When we got to the zoo, we arrived at just the right place and time to see two orangutans crossing the O-line. This is always one of the highlights of the zoo, and I was thrilled to have caught it! That was one of the few fun parts of my morning, though. Daniel was briefly interested in the orangutans, then wanted me to give him change to put into the vending machine. A couple of times he has put money in just to make change and gotten more out than he put in, so he was convinced he could make some money. I refused to give him my change, and he got highly irritated. I think he was already exhausted from the intensity of the couple of days before, and hadn't gotten enough sleep. I had envisioned the zoo trip as being us adults chatting and getting caught up while kids ran around and enjoyed animals, but it happened to be an unusually warm Saturday and the zoo was as crowded as I have ever seen it, so the kids had to stick close to us. And I discovered that Daniel couldn't actually see some of the animals. The half-grown lion cubs were out and were chasing each other, batting at things, and acting like playful kittens--but Daniel literally could not see them. They were only about 30 feet away, and he was using the zoom focus on our camera to try to figure out where they were. He did manage to make out the elephant later on (and I was delighted to see the new habitat!), but he was not having a particularly good time and made sure I knew it. So for me, most of the zoo trip was occupied by Daniel hanging onto my arm, voicing a steady stream of complaints, and making it very difficult for me to talk to anyone else. Tim and our friend did get caught up, and Esther loved, loved, loved seeing her good friend. They grabbed hands almost as soon as they saw each other and held hands most of the way through the zoo. Soooo cute! So we were glad we came, but sorry we couldn't show our friends the funny, friendly side of our boy. By the time we were walking back to our parking lot, he was lagging about ten steps behind me (no matter how much I slowed down!) and walking like a zombie. He and Esther both fell asleep promptly in the car.

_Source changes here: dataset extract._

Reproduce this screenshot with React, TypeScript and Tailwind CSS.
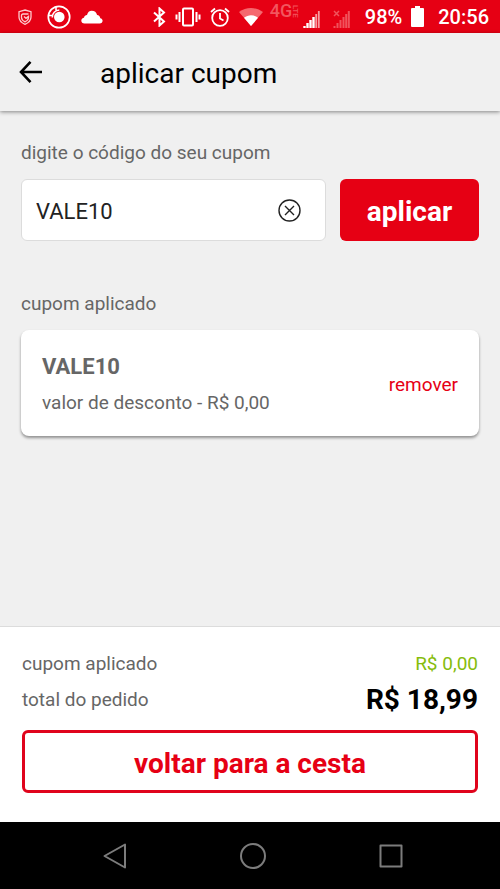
import { useState } from "react";

function StatusBar() {
  return (
    <div className="flex h-[33px] items-center justify-between bg-[#e60014] pr-[11px] pl-[18px] text-white">
      <div className="flex items-center">
        <svg className="h-4 w-[14px]" viewBox="0 0 14 16" fill="none" stroke="#ffc9cc" strokeWidth="1.3">
          <path d="M7 1 13 2.700V8c0 3.500-2.500 5.800-6 7.300C3.500 13.800 1 11.500 1 8V2.700Z" />
          <path d="M10.500 5H5Q3.500 5 3.500 6.500v2C3.500 10.500 5 11.800 7 12.800c2-1 3.500-2.300 3.500-4.300V7.300L8 9.300 6 7.500" />
        </svg>
        <svg className="ml-[15px] size-6" viewBox="0 0 24 24" fill="none" stroke="white">
          <circle cx="12" cy="12" r="10.700" strokeWidth="1.700" />
          <circle cx="12.300" cy="12" r="5.300" fill="white" stroke="none" />
          <path d="M9 1.500v3.800M1.500 10.500h4M5.300 12.500a7.200 7.200 0 0 1 7-7.500" strokeWidth="1.600" />
        </svg>
        <svg className="ml-[10px] h-[14px] w-[22px]" viewBox="0 0 22 14" fill="white">
          <path d="M3.500 13.500C1.500 13.500.300 12.300.300 10.700.300 9 1.500 8 3 7.800 3.300 6 4.600 5 6 5 6.700 2.300 8.300.800 10.700.800c2.800 0 4.800 1.500 5.400 4.200 1.800.100 3 1.400 3.200 3.200 1.500.300 2.300 1.300 2.300 2.600 0 1.600-1.200 2.700-2.900 2.700Z" />
        </svg>
      </div>
      <div className="flex items-center">
        <svg className="h-5 w-[13px]" viewBox="0 0 13 20" fill="none" stroke="white" strokeWidth="2">
          <path d="m1 5.500 10 9L6.500 18.500v-17L11 5.500l-10 9" />
        </svg>
        <svg className="ml-[9px] h-5 w-[26px]" viewBox="0 0 26 20" fill="none" stroke="white" strokeWidth="2">
          <rect x="8" y="1.500" width="10" height="17" rx="1" />
          <path d="M4.500 5v10M1.500 7.500v5M21.500 5v10M24.500 7.500v5" strokeWidth="2" />
        </svg>
        <svg className="ml-[9px] size-5" viewBox="0 0 20 20" fill="none" stroke="white" strokeWidth="1.800">
          <circle cx="10" cy="11" r="7.800" />
          <path d="M10 6v5.500l3.500 2M1 5l4-3.500M19 5l-4-3.500" />
        </svg>
        <svg className="ml-[9px] h-[18px] w-6" viewBox="0 0 24 18">
          <path d="M0 4C7-1.300 17-1.300 24 4L12 18Z" fill="#f5686f" />
          <path d="M5 9.800c4.200-3.400 9.800-3.400 14 0L12 18Z" fill="white" />
        </svg>
        <span className="mb-[11px] ml-[7px] flex h-4 w-[31px] items-center text-[#f2555e]">
          <span className="text-[18px] leading-4 font-medium">4G</span>
          <span className="text-[8px] leading-[7px] font-medium [writing-mode:vertical-rl]">LTE</span>
        </span>
        <svg className="mt-1 ml-[2px] h-[18px] w-[17px]" viewBox="0 0 17 18" strokeWidth="2.400">
          <path d="M1.500 18v-2M4.500 18v-5M7.500 18v-8M10.500 18V7" stroke="white" />
          <path d="M13.200 18V4M15.800 18V1" strokeWidth="1.800" stroke="#f79ba0" />
        </svg>
        <svg className="mt-1 ml-[13px] h-[18px] w-[17px]" viewBox="0 0 17 18" fill="none" stroke="#f0535c">
          <path d="M1.500 18v-2M4.500 18v-5M7.500 18v-8M10.500 18V7M13.200 18V4M15.800 18V1" strokeWidth="2" />
          <path d="m1 1 5 5M6 1 1 6" strokeWidth="1.500" />
        </svg>
        <span className="ml-[15px] text-xl leading-6 font-medium">98%</span>
        <svg className="ml-[9px] h-[21px] w-[13px]" viewBox="0 0 13 21" fill="white">
          <path d="M4 0h5v2h3q1 0 1 1v17q0 1-1 1H1q-1 0-1-1V3q0-1 1-1h3Z" />
        </svg>
        <span className="ml-[14px] text-xl leading-6 font-medium">20:56</span>
      </div>
    </div>
  );
}

function Header() {
  return (
    <header className="z-10 flex h-[78px] items-center bg-[#f0f0f0] pl-[18px] shadow-[0_1px_4px_rgba(0,0,0,0.45)]">
      <button type="button" aria-label="voltar" className="flex size-6 items-center justify-center">
        <svg className="size-6" viewBox="0 0 24 24" fill="none" stroke="black" strokeWidth="2.600">
          <path d="M24 12H3M12.500 1.800 3 12l9.500 10.200" />
        </svg>
      </button>
      <h1 className="ml-[58px] pt-1 text-[28px] leading-8 text-black">aplicar cupom</h1>
    </header>
  );
}

export default function App() {
  const [code, setCode] = useState("VALE10");

  return (
    <div className="flex min-h-screen flex-col bg-[#f0f0f0] font-['Roboto',sans-serif] text-[#666]">
      <StatusBar />
      <Header />
      <main className="flex-1 px-[21px] pt-[30px]">
        <label htmlFor="cupom" className="block text-[19px] leading-6">
          digite o código do seu cupom
        </label>
        <div className="mt-[14px] flex gap-[14px]">
          <div className="flex h-[62px] min-w-0 flex-1 items-center rounded-md border border-[#dcdcdc] bg-white pr-6 pl-[14px]">
            <input
              id="cupom"
              type="text"
              value={code}
              onChange={(e) => setCode(e.target.value)}
              className="min-w-0 flex-1 bg-transparent pt-1 text-[22px] leading-7 text-[#222] outline-none"
            />
            <button type="button" aria-label="limpar" onClick={() => setCode("")}>
              <svg className="size-[23px]" viewBox="0 0 23 23" fill="none" stroke="#222" strokeWidth="1.400">
                <circle cx="11.500" cy="11.500" r="10.500" />
                <path d="m7 7 9 9M16 7l-9 9" />
              </svg>
            </button>
          </div>
          <button type="button" className="h-[62px] w-[139px] rounded-md bg-[#e60014] pt-1 text-[28px] leading-8 font-bold text-white">
            aplicar
          </button>
        </div>

        <h2 className="mt-[51px] text-[19px] leading-6">cupom aplicado</h2>
        <section className="mt-[14px] flex h-[106px] items-center justify-between rounded-lg bg-white px-[21px] pt-1 shadow-[0_2px_3px_rgba(0,0,0,0.4)]">
          <div>
            <p className="text-[22px] leading-7 font-bold">VALE10</p>
            <p className="mt-2 text-[19px] leading-7">valor de desconto - R$ 0,00</p>
          </div>
          <button type="button" className="text-[19px] leading-6 text-[#e60014]">
            remover
          </button>
        </section>
      </main>

      <footer className="border-t border-[#dcdcdc] bg-white px-[22px] pt-[21px] pb-[29px]">
        <dl className="text-[19px]">
          <div className="flex h-8 items-center justify-between">
            <dt>cupom aplicado</dt>
            <dd className="text-[#86bc0c]">R$ 0,00</dd>
          </div>
          <div className="mt-1 flex h-8 items-center justify-between">
            <dt>total do pedido</dt>
            <dd className="text-[28px] leading-8 font-bold text-black">R$ 18,99</dd>
          </div>
        </dl>
        <button type="button" className="mt-[14px] h-[63px] w-full rounded-md border-[3px] border-[#e0041c] pt-1 text-[28px] leading-8 font-bold text-[#e60014]">
          voltar para a cesta
        </button>
      </footer>

      <nav className="flex h-[67px] items-center justify-between bg-black pr-[97px] pl-[103px]">
        <button type="button" aria-label="voltar">
          <svg className="h-[26px] w-6" viewBox="0 0 24 26" fill="none" stroke="#7c7c7c" strokeWidth="2" strokeLinejoin="round">
            <path d="M22 1.500v23L1.500 13Z" />
          </svg>
        </button>
        <button type="button" aria-label="início">
          <svg className="size-[26px]" viewBox="0 0 26 26" fill="none" stroke="#7c7c7c" strokeWidth="2">
            <circle cx="13" cy="13" r="12" />
          </svg>
        </button>
        <button type="button" aria-label="recentes">
          <svg className="size-6" viewBox="0 0 24 24" fill="none" stroke="#7c7c7c" strokeWidth="2" strokeLinejoin="round">
            <rect x="1.500" y="1.500" width="21" height="21" />
          </svg>
        </button>
      </nav>
    </div>
  );
}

We went straight on from the zoo to a Sichuan restaurant to meet our good Chinese friend from the night before. She treated us to a delicious lunch, which Daniel especially savored. Daniel did not have any more profound problems or observations that he wanted to share, but he did perk up and was pleasant to be with.
We had been going to try to do an afternoon activity with the friends we were staying with, but by the time we got back it was late afternoon and we ended up just hanging out at their house instead. I'm sure that was better for Daniel. There were lots of other people that we really wished we could have seen while we were in DC, but we had to accept that we couldn't see everyone in one short trip, especially not without stressing out both kids!
We had debated going to our old church on Sunday morning, or trying out a Chinese church, but decided that that would be too much for this point in time. So on Sunday morning we set out towards home. We managed to make a quick detour to see a good friend and her baby. Daniel was, once again, not his most pleasant self, but it was a short visit.
On the way home we decided to cut over to the Blue Ridge Parkway for part of our drive. It was close enough to fall that there were some beautiful leaves, while the weather was still warm and pleasant. Daniel was quite grumpy about our stops at first, and insisted that he would stay in the car. But at one stop we wanted to go for a little walk, so he decided to get out with us. At the edge of the parking lot there was a bear-proof garbage can. Daniel, naturally, noticed that the can was different from ones he has seen before and wanted to know why. I replied that it was because there were bears in the area and the can was specially made so that they can't get into it to eat garbage. He was amazed. "There are bears here? Who put them here?" (Can you tell that he's a city boy?) I explained that the bears just live here. He wanted to know what they eat. I explained that they eat lots of things that they can find in the woods, like berries from bushes or fish from a stream. Again, he was amazed. "There are fish in the stream? Who put them there?" Hmm, it seems to me that somebody needs some natural science education! He did seem to find the walk interesting and pleasant, so maybe there's still hope that we can turn him into an outdoors boy...at least a little more than he is right now!
Later we went for a walk that included a bridge over a fairly big river, and Daniel particularly enjoyed watching (and listening to!) a motorboat zooming under us. That was the stop where, when we got back in the car afterwards, we had an "incident." The kids had been picking at each other the whole drive and making both of us crazy. Esther was fueling a great deal of it, by contradicting every. single. thing. that Daniel said. (If he said, "I'm hungry," she would say, "You're not hungry." Very annoying.) So at this stop, just as Tim was getting ready to pull out of our parking spot, Esther let loose with a blood-curdling wail of anguish, which seemed to be directed at Daniel. Once she calmed down enough to talk, we discovered that it had to do with a rock. I had given her permission to keep one of the pieces of gravel that she had picked up on the walk. Daniel had seen her holding it, assumed it was not permitted in the car, and taken it upon himself to grab it from her and toss it out the door. So we retrieved the rock, suggested to Esther that using her words to tell us about a problem was preferable to shrieking, and suggested to Daniel that it would be better to tell us if he thought Esther was doing something she shouldn't rather than taking care of it himself. Argh. Helping kids who are not used to having a sibling relationship learn how to navigate one is hard! Not that sibling relationships are easy to start out with.
After that incident the rest of the trip went pretty smoothly. And by Sunday evening we arrived home with a very full and mostly good four days behind us.